[Challenge]:
Repeat the listing exactly as given, omitting every image.

[BEGIN]

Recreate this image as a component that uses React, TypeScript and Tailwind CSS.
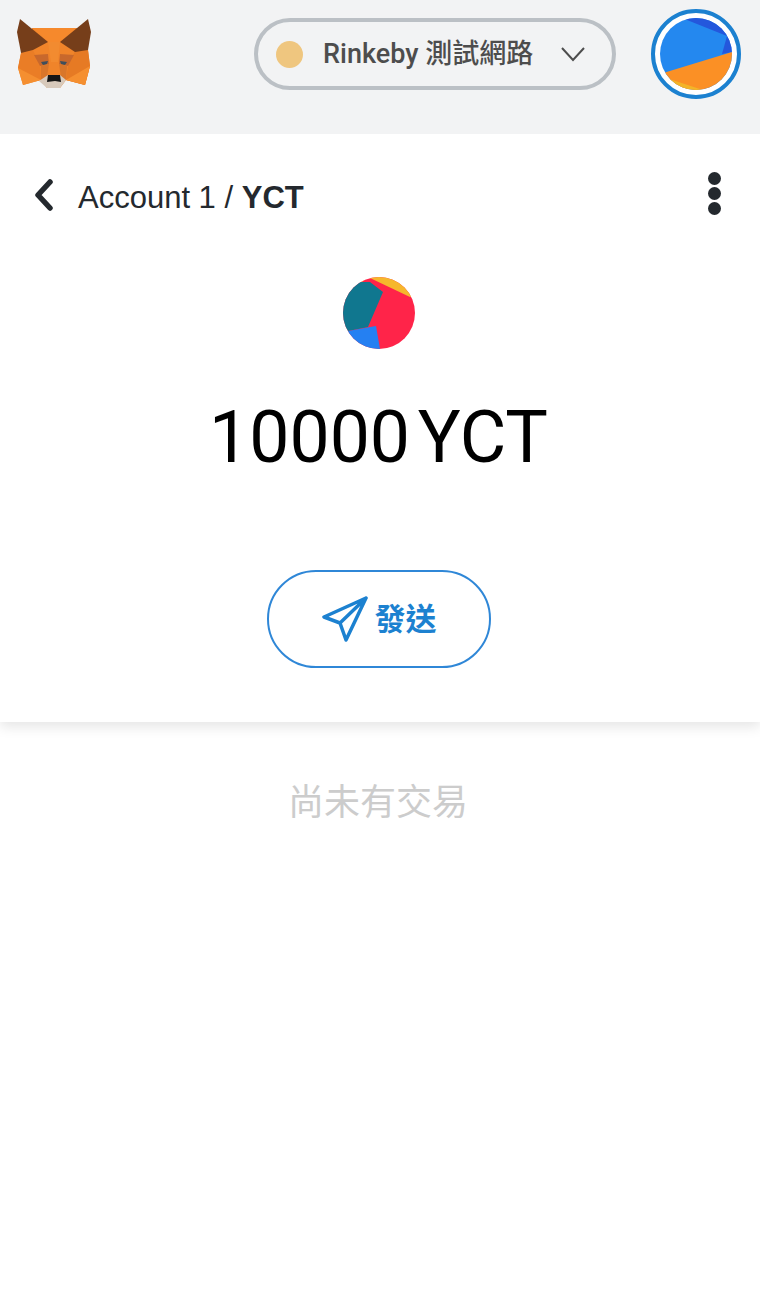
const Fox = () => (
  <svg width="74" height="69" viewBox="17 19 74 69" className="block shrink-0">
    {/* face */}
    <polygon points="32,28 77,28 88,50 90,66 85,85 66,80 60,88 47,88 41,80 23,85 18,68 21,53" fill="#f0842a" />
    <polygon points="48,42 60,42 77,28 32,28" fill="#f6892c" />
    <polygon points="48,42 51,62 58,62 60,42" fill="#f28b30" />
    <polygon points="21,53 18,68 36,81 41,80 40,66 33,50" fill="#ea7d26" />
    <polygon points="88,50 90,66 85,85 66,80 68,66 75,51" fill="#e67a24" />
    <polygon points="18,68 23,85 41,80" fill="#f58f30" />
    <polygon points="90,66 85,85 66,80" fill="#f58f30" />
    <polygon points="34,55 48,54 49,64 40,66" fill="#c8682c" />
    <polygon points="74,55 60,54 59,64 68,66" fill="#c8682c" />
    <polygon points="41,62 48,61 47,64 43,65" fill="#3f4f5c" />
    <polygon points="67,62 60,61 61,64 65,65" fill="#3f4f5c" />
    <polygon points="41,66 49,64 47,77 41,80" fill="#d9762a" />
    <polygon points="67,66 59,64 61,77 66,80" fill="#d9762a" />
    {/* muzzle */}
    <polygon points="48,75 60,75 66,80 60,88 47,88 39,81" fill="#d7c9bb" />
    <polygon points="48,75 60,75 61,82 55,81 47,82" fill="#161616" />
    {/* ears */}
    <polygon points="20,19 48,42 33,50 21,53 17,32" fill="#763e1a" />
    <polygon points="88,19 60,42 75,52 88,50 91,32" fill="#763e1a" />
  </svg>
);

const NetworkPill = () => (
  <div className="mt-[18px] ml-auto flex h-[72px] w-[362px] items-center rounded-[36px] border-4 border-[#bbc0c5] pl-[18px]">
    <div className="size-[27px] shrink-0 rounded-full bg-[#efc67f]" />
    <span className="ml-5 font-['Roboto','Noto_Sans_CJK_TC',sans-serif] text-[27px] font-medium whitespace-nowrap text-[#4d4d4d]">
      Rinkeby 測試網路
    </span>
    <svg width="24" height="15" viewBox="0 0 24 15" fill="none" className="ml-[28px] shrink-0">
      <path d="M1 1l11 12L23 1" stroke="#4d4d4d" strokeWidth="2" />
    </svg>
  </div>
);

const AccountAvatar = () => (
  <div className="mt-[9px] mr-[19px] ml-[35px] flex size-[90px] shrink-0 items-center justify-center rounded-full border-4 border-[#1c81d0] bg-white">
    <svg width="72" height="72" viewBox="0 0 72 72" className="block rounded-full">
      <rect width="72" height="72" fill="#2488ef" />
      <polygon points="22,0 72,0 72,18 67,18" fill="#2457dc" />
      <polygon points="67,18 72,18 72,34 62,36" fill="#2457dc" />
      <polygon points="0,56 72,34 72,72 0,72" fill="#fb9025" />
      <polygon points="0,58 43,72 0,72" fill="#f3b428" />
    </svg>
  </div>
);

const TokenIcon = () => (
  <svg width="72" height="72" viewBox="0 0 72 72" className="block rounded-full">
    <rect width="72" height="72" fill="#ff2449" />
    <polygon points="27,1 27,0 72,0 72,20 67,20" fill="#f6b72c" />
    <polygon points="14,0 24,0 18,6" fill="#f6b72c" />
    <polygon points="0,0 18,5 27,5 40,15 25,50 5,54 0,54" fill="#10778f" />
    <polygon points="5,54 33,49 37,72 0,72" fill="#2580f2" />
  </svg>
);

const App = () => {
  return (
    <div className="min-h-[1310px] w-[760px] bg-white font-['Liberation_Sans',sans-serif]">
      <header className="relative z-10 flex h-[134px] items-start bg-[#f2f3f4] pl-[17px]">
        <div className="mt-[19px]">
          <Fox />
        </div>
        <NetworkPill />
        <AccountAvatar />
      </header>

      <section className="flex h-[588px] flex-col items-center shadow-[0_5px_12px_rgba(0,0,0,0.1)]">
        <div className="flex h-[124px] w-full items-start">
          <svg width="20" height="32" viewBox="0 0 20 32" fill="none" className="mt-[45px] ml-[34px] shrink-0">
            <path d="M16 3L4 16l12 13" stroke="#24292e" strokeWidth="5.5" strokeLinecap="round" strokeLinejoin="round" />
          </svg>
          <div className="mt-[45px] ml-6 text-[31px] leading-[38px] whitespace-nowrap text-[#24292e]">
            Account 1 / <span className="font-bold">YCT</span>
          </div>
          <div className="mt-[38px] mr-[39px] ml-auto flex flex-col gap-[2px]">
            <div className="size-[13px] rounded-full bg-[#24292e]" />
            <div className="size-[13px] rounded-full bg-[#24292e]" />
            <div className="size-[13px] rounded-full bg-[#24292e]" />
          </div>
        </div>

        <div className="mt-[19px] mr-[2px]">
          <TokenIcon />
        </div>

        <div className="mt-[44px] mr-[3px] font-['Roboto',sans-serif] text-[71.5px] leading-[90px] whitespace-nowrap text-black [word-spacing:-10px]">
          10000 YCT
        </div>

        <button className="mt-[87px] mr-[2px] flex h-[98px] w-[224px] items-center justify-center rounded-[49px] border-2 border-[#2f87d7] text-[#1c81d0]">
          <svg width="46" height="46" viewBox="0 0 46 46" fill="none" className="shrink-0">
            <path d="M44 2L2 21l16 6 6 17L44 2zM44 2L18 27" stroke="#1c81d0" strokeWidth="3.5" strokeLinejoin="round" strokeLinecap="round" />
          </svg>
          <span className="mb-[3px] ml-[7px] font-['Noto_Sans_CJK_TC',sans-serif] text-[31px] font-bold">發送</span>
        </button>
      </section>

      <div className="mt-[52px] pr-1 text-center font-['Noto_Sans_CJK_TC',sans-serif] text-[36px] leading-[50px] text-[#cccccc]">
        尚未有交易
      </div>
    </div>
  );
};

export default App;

[END]

[Full solution]:
Recreate this image as a component that uses React, TypeScript and Tailwind CSS.
const Fox = () => (
  <svg width="74" height="69" viewBox="17 19 74 69" className="block shrink-0">
    {/* face */}
    <polygon points="32,28 77,28 88,50 90,66 85,85 66,80 60,88 47,88 41,80 23,85 18,68 21,53" fill="#f0842a" />
    <polygon points="48,42 60,42 77,28 32,28" fill="#f6892c" />
    <polygon points="48,42 51,62 58,62 60,42" fill="#f28b30" />
    <polygon points="21,53 18,68 36,81 41,80 40,66 33,50" fill="#ea7d26" />
    <polygon points="88,50 90,66 85,85 66,80 68,66 75,51" fill="#e67a24" />
    <polygon points="18,68 23,85 41,80" fill="#f58f30" />
    <polygon points="90,66 85,85 66,80" fill="#f58f30" />
    <polygon points="34,55 48,54 49,64 40,66" fill="#c8682c" />
    <polygon points="74,55 60,54 59,64 68,66" fill="#c8682c" />
    <polygon points="41,62 48,61 47,64 43,65" fill="#3f4f5c" />
    <polygon points="67,62 60,61 61,64 65,65" fill="#3f4f5c" />
    <polygon points="41,66 49,64 47,77 41,80" fill="#d9762a" />
    <polygon points="67,66 59,64 61,77 66,80" fill="#d9762a" />
    {/* muzzle */}
    <polygon points="48,75 60,75 66,80 60,88 47,88 39,81" fill="#d7c9bb" />
    <polygon points="48,75 60,75 61,82 55,81 47,82" fill="#161616" />
    {/* ears */}
    <polygon points="20,19 48,42 33,50 21,53 17,32" fill="#763e1a" />
    <polygon points="88,19 60,42 75,52 88,50 91,32" fill="#763e1a" />
  </svg>
);

const NetworkPill = () => (
  <div className="mt-[18px] ml-auto flex h-[72px] w-[362px] items-center rounded-[36px] border-4 border-[#bbc0c5] pl-[18px]">
    <div className="size-[27px] shrink-0 rounded-full bg-[#efc67f]" />
    <span className="ml-5 font-['Roboto','Noto_Sans_CJK_TC',sans-serif] text-[27px] font-medium whitespace-nowrap text-[#4d4d4d]">
      Rinkeby 測試網路
    </span>
    <svg width="24" height="15" viewBox="0 0 24 15" fill="none" className="ml-[28px] shrink-0">
      <path d="M1 1l11 12L23 1" stroke="#4d4d4d" strokeWidth="2" />
    </svg>
  </div>
);

const AccountAvatar = () => (
  <div className="mt-[9px] mr-[19px] ml-[35px] flex size-[90px] shrink-0 items-center justify-center rounded-full border-4 border-[#1c81d0] bg-white">
    <svg width="72" height="72" viewBox="0 0 72 72" className="block rounded-full">
      <rect width="72" height="72" fill="#2488ef" />
      <polygon points="22,0 72,0 72,18 67,18" fill="#2457dc" />
      <polygon points="67,18 72,18 72,34 62,36" fill="#2457dc" />
      <polygon points="0,56 72,34 72,72 0,72" fill="#fb9025" />
      <polygon points="0,58 43,72 0,72" fill="#f3b428" />
    </svg>
  </div>
);

const TokenIcon = () => (
  <svg width="72" height="72" viewBox="0 0 72 72" className="block rounded-full">
    <rect width="72" height="72" fill="#ff2449" />
    <polygon points="27,1 27,0 72,0 72,20 67,20" fill="#f6b72c" />
    <polygon points="14,0 24,0 18,6" fill="#f6b72c" />
    <polygon points="0,0 18,5 27,5 40,15 25,50 5,54 0,54" fill="#10778f" />
    <polygon points="5,54 33,49 37,72 0,72" fill="#2580f2" />
  </svg>
);

const App = () => {
  return (
    <div className="min-h-[1310px] w-[760px] bg-white font-['Liberation_Sans',sans-serif]">
      <header className="relative z-10 flex h-[134px] items-start bg-[#f2f3f4] pl-[17px]">
        <div className="mt-[19px]">
          <Fox />
        </div>
        <NetworkPill />
        <AccountAvatar />
      </header>

      <section className="flex h-[588px] flex-col items-center shadow-[0_5px_12px_rgba(0,0,0,0.1)]">
        <div className="flex h-[124px] w-full items-start">
          <svg width="20" height="32" viewBox="0 0 20 32" fill="none" className="mt-[45px] ml-[34px] shrink-0">
            <path d="M16 3L4 16l12 13" stroke="#24292e" strokeWidth="5.5" strokeLinecap="round" strokeLinejoin="round" />
          </svg>
          <div className="mt-[45px] ml-6 text-[31px] leading-[38px] whitespace-nowrap text-[#24292e]">
            Account 1 / <span className="font-bold">YCT</span>
          </div>
          <div className="mt-[38px] mr-[39px] ml-auto flex flex-col gap-[2px]">
            <div className="size-[13px] rounded-full bg-[#24292e]" />
            <div className="size-[13px] rounded-full bg-[#24292e]" />
            <div className="size-[13px] rounded-full bg-[#24292e]" />
          </div>
        </div>

        <div className="mt-[19px] mr-[2px]">
          <TokenIcon />
        </div>

        <div className="mt-[44px] mr-[3px] font-['Roboto',sans-serif] text-[71.5px] leading-[90px] whitespace-nowrap text-black [word-spacing:-10px]">
          10000 YCT
        </div>

        <button className="mt-[87px] mr-[2px] flex h-[98px] w-[224px] items-center justify-center rounded-[49px] border-2 border-[#2f87d7] text-[#1c81d0]">
          <svg width="46" height="46" viewBox="0 0 46 46" fill="none" className="shrink-0">
            <path d="M44 2L2 21l16 6 6 17L44 2zM44 2L18 27" stroke="#1c81d0" strokeWidth="3.5" strokeLinejoin="round" strokeLinecap="round" />
          </svg>
          <span className="mb-[3px] ml-[7px] font-['Noto_Sans_CJK_TC',sans-serif] text-[31px] font-bold">發送</span>
        </button>
      </section>

      <div className="mt-[52px] pr-1 text-center font-['Noto_Sans_CJK_TC',sans-serif] text-[36px] leading-[50px] text-[#cccccc]">
        尚未有交易
      </div>
    </div>
  );
};

export default App;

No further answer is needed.